Persistent anti-Asian violence cannot be disrupted if our stories continue to be excluded from the school curriculum. Without an existing state legislation requiring a comprehensive US history curriculum that includes Asian American history, we work from the ground up, reaching out to community members, local boards of education and K-12 educators. We do this through: Advocacy, Community Engagement and Equipping.
Advocacy- we send AAVEd members to local school board meetings to speak about the importance of Asian American history being a part of the standard curriculum. We’ve partnered with county curriculum administrators to offer Professional Development for educators, one of which took place this summer. Several AAVEd members are also involved in the DEI initiatives, developing resources for AANHPI heritage month and introducing curriculum and support at their children’s schools.
Community Engagement- AAVEd members serve in other organizations to support education initiatives: co-chairing the Stop AAPI Hate Education subcommittee at the Center for Pan Asian Community Services as well as serving on the board of the Asian Student Alliance to reach AAPI youth. We also keep our social media platforms current with news and projects related to Asian American history.
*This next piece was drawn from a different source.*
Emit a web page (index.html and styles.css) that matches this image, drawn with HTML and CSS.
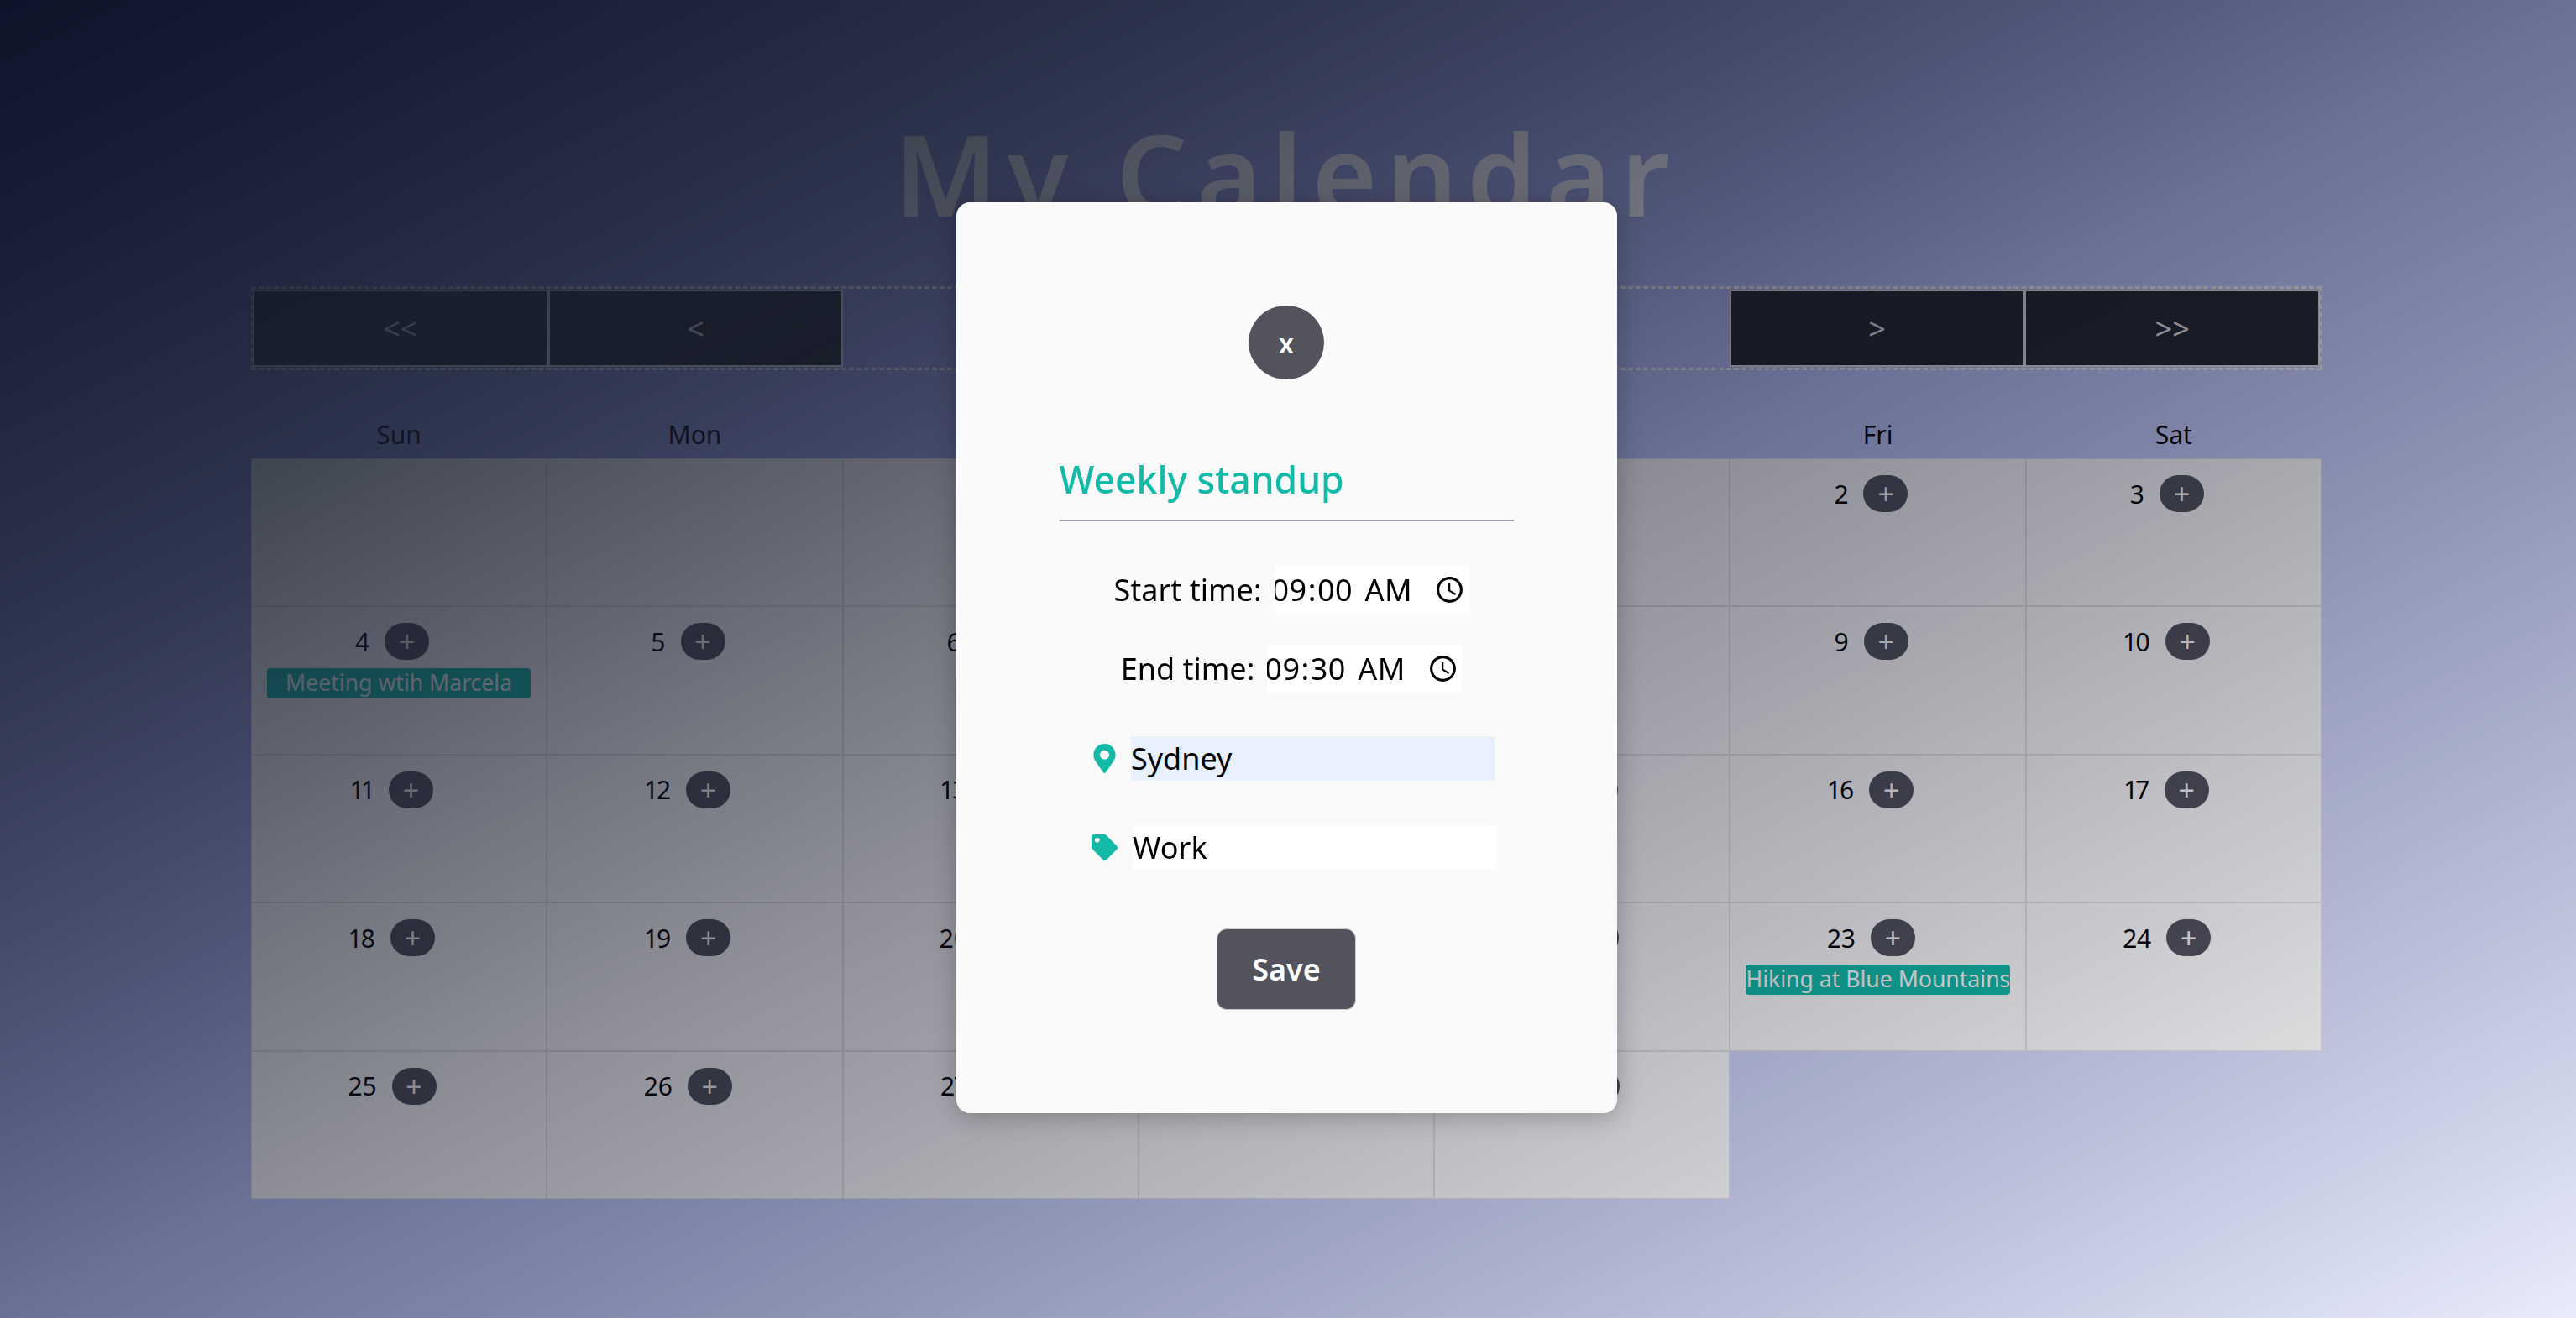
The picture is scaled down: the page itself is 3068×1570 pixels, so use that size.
FILE: index.html
```html
<!DOCTYPE html>
<html lang="en">
<head>
  <meta charset="UTF-8">
  <meta name="viewport" content="width=device-width, initial-scale=1.0">
  <title>My Calendar</title>
  <link rel="stylesheet" href="styles.css">
</head>
<body>
  <main class="app">
    <h1 class="app-title">My Calendar</h1>

    <nav class="month-nav">
      <button class="nav-btn">&lt;&lt;</button>
      <button class="nav-btn">&lt;</button>
      <div class="month-name">February 2024</div>
      <button class="nav-btn">&gt;</button>
      <button class="nav-btn">&gt;&gt;</button>
    </nav>

    <div class="weekdays">
      <div>Sun</div><div>Mon</div><div>Tue</div><div>Wed</div><div>Thu</div><div>Fri</div><div>Sat</div>
    </div>

    <div class="days">
      <div class="day"></div>
      <div class="day"></div>
      <div class="day"></div>
      <div class="day"></div>
      <div class="day"><div class="day-head"><span>1</span><button class="add-btn">+</button></div></div>
      <div class="day"><div class="day-head"><span>2</span><button class="add-btn">+</button></div></div>
      <div class="day"><div class="day-head"><span>3</span><button class="add-btn">+</button></div></div>

      <div class="day"><div class="day-head"><span>4</span><button class="add-btn">+</button></div><div class="event">Meeting wtih Marcela</div></div>
      <div class="day"><div class="day-head"><span>5</span><button class="add-btn">+</button></div></div>
      <div class="day"><div class="day-head"><span>6</span><button class="add-btn">+</button></div></div>
      <div class="day"><div class="day-head"><span>7</span><button class="add-btn">+</button></div></div>
      <div class="day"><div class="day-head"><span>8</span><button class="add-btn">+</button></div></div>
      <div class="day"><div class="day-head"><span>9</span><button class="add-btn">+</button></div></div>
      <div class="day"><div class="day-head"><span>10</span><button class="add-btn">+</button></div></div>

      <div class="day"><div class="day-head"><span>11</span><button class="add-btn">+</button></div></div>
      <div class="day"><div class="day-head"><span>12</span><button class="add-btn">+</button></div></div>
      <div class="day"><div class="day-head"><span>13</span><button class="add-btn">+</button></div></div>
      <div class="day"><div class="day-head"><span>14</span><button class="add-btn">+</button></div></div>
      <div class="day"><div class="day-head"><span>15</span><button class="add-btn">+</button></div></div>
      <div class="day"><div class="day-head"><span>16</span><button class="add-btn">+</button></div></div>
      <div class="day"><div class="day-head"><span>17</span><button class="add-btn">+</button></div></div>

      <div class="day"><div class="day-head"><span>18</span><button class="add-btn">+</button></div></div>
      <div class="day"><div class="day-head"><span>19</span><button class="add-btn">+</button></div></div>
      <div class="day"><div class="day-head"><span>20</span><button class="add-btn">+</button></div></div>
      <div class="day"><div class="day-head"><span>21</span><button class="add-btn">+</button></div></div>
      <div class="day"><div class="day-head"><span>22</span><button class="add-btn">+</button></div></div>
      <div class="day"><div class="day-head"><span>23</span><button class="add-btn">+</button></div><div class="event">Hiking at Blue Mountains</div></div>
      <div class="day"><div class="day-head"><span>24</span><button class="add-btn">+</button></div></div>

      <div class="day"><div class="day-head"><span>25</span><button class="add-btn">+</button></div></div>
      <div class="day"><div class="day-head"><span>26</span><button class="add-btn">+</button></div></div>
      <div class="day"><div class="day-head"><span>27</span><button class="add-btn">+</button></div></div>
      <div class="day"><div class="day-head"><span>28</span><button class="add-btn">+</button></div></div>
      <div class="day"><div class="day-head"><span>29</span><button class="add-btn">+</button></div></div>
    </div>
  </main>

  <div class="overlay">
    <form class="modal">
      <button type="button" class="close-btn">x</button>

      <input class="title-input" type="text" value="Weekly standup">

      <div class="time-row">
        <label>Start time:</label>
        <input class="time-input" type="time" value="09:00">
      </div>
      <div class="time-row">
        <label>End time:</label>
        <input class="time-input" type="time" value="09:30">
      </div>

      <div class="field-row">
        <svg class="marker-icon" viewBox="0 0 384 512"><path d="M172.268 501.67C26.97 291.031 0 262.345 0 192 0 85.961 85.961 0 192 0s192 85.961 192 192c0 70.345-26.97 99.031-172.268 309.67-9.535 13.774-29.93 13.773-39.464 0zM192 272c44.183 0 80-35.817 80-80s-35.817-80-80-80-80 35.817-80 80 35.817 80 80 80z"/></svg>
        <input class="field-input autofilled" type="text" value="Sydney">
      </div>
      <div class="field-row">
        <svg class="tag-icon" viewBox="0 0 512 512"><path d="M0 252.118V48C0 21.49 21.49 0 48 0h204.118a48 48 0 0 1 33.941 14.059l211.882 211.882c18.745 18.745 18.745 49.137 0 67.882L293.823 497.941c-18.745 18.745-49.137 18.745-67.882 0L14.059 286.059A48 48 0 0 1 0 252.118zM112 64c-26.51 0-48 21.49-48 48s21.49 48 48 48 48-21.49 48-48-21.49-48-48-48z"/></svg>
        <input class="field-input" type="text" value="Work">
      </div>

      <button type="button" class="save-btn">Save</button>
    </form>
  </div>
</body>
</html>
```
FILE: styles.css
```css
* {
  box-sizing: border-box;
}
html, body {
  height: 100%;
}
body {
  margin: 0;
  padding-right: 4px;
  font-family: "Noto Sans", sans-serif;
  color: #000;
  background: linear-gradient(to bottom right, #5a62b0, #c0caff 50%, #e9ecfb);
}
button, input {
  font-family: inherit;
}

.app {
  width: 2466px;
  margin: 0 auto;
  padding-top: 136px;
}
.app-title {
  margin: 0 0 64px;
  text-align: center;
  font-size: 133px;
  line-height: 141px;
  font-weight: 600;
  letter-spacing: 11px;
  color: #fff;
}

.month-nav {
  display: grid;
  grid-template-columns: repeat(7, minmax(0, 1fr));
  height: 100px;
  padding: 1px 0;
  border-style: dashed;
  border-color: #f5f5f5;
  border-width: 3px 2px;
}
.nav-btn {
  margin: 0;
  border: 2px solid #e8e8e8;
  background: #24262c;
  color: #eee;
  font-size: 36px;
}
.month-name {
  grid-column: span 3;
  align-self: center;
  text-align: center;
  font-size: 40px;
}

.weekdays {
  display: grid;
  grid-template-columns: repeat(7, minmax(0, 1fr));
  margin-top: 52px;
  height: 53px;
  text-align: center;
  font-size: 30px;
  line-height: 50px;
}

.days {
  display: grid;
  grid-template-columns: repeat(7, minmax(0, 1fr));
  grid-auto-rows: 176.4px;
}
.day {
  padding: 19px 18px 0;
  border: 1px solid #e6e6e6;
  background: #fff;
}
.day-head {
  display: flex;
  justify-content: center;
  align-items: center;
  gap: 18px;
  font-size: 30px;
  font-variant-numeric: proportional-nums;
}
.add-btn {
  width: 53px;
  height: 44px;
  margin-right: 16px;
  padding: 0;
  border: none;
  border-radius: 22px;
  background: #53535d;
  color: #fff;
  font-size: 34px;
  line-height: 44px;
}
.event {
  margin-top: 10px;
  height: 36px;
  border-radius: 4px;
  background: #12bca8;
  color: #fff;
  font-size: 26.6px;
  line-height: 34px;
  text-align: center;
  white-space: nowrap;
}

/* modal sits over the dimmed page */
.overlay {
  position: fixed;
  inset: 0;
  display: flex;
  align-items: center;
  justify-content: center;
  padding: 0 4px 3px 0;
  background: linear-gradient(to bottom right, rgb(14, 20, 40), rgba(24, 30, 46, 0.86) 20%, rgba(10, 12, 30, 0.47) 50%, rgba(28, 35, 48, 0));
}
.modal {
  display: flex;
  flex-direction: column;
  align-items: center;
  width: 787px;
  height: 1085px;
  padding-top: 123px;
  border-radius: 16px;
  background: #fafafa;
  box-shadow: 0 4px 30px rgba(0, 0, 0, 0.25);
}
.close-btn {
  width: 90px;
  height: 88px;
  padding: 0;
  border: none;
  border-radius: 50%;
  background: #53535d;
  color: #fff;
  font-size: 32px;
  font-weight: 600;
}
.title-input {
  width: 541px;
  height: 83px;
  margin-top: 86px;
  padding: 0 0 16px;
  border: none;
  border-bottom: 2px solid #9a9fb0;
  background: transparent;
  color: #13baa8;
  font-size: 44.5px;
  font-weight: 500;
}
.time-row {
  display: flex;
  align-items: center;
  gap: 15px;
  height: 57px;
  margin-top: 53px;
  padding-left: 12px;
  font-size: 36px;
}
.time-row + .time-row {
  margin-top: 37px;
}
.time-input {
  width: 232px;
  height: 57px;
  padding: 0;
  border: none;
  background: #fff;
  font-size: 36px;
  letter-spacing: 0.5px;
}
.time-input::-webkit-datetime-edit {
  margin-left: -4px;
}
.time-input::-webkit-datetime-edit-ampm-field {
  margin-left: 6px;
}
.time-input::-webkit-calendar-picker-indicator {
  margin-right: 1px;
}
.field-row {
  display: flex;
  align-items: center;
  gap: 18px;
  margin-top: 52px;
  padding-left: 18px;
}
.field-row + .field-row {
  margin-top: 53px;
}
.marker-icon {
  width: 27px;
  height: 35px;
  fill: #13baa8;
}
.tag-icon {
  width: 31px;
  height: 31px;
  fill: #13baa8;
}
.field-input {
  width: 433px;
  height: 53px;
  padding: 0;
  border: none;
  background: #fff;
  font-size: 36px;
}
.autofilled {
  background: #e8f0fe;
}
.save-btn {
  width: 166px;
  height: 97px;
  margin-top: 70px;
  border: 1px solid #ccc;
  border-radius: 12px;
  background: #53535d;
  color: #fff;
  font-size: 36px;
  font-weight: 600;
}
```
Equipping- Offering professional development (PD) seminars, equipping educators to teach Asian American history as part of the K-12 state standards.
We are developing resources and toolkits to distribute to parents, encouraging them to advocate within their children’s schools and school districts.
We are developing resources and toolkits for educators - we are putting together a guide on how Asian American and Latinx histories fit into state standards. Our vision is to invite other marginalized communities to contribute to this guide. We want to create a centralized resource platform for these toolkits so that this information is easily found and shared.
We host workshops at Georgia conferences: We are engaged in social studies education communities such as Georgia Council for History Education, Georgia Council for Social Studies, Filipino American Native Historical Society, Peace Historical Society. We highlight the need for a comprehensive US history curriculum from the Asian American perspective and equip these organization members with tools to implement in the classroom.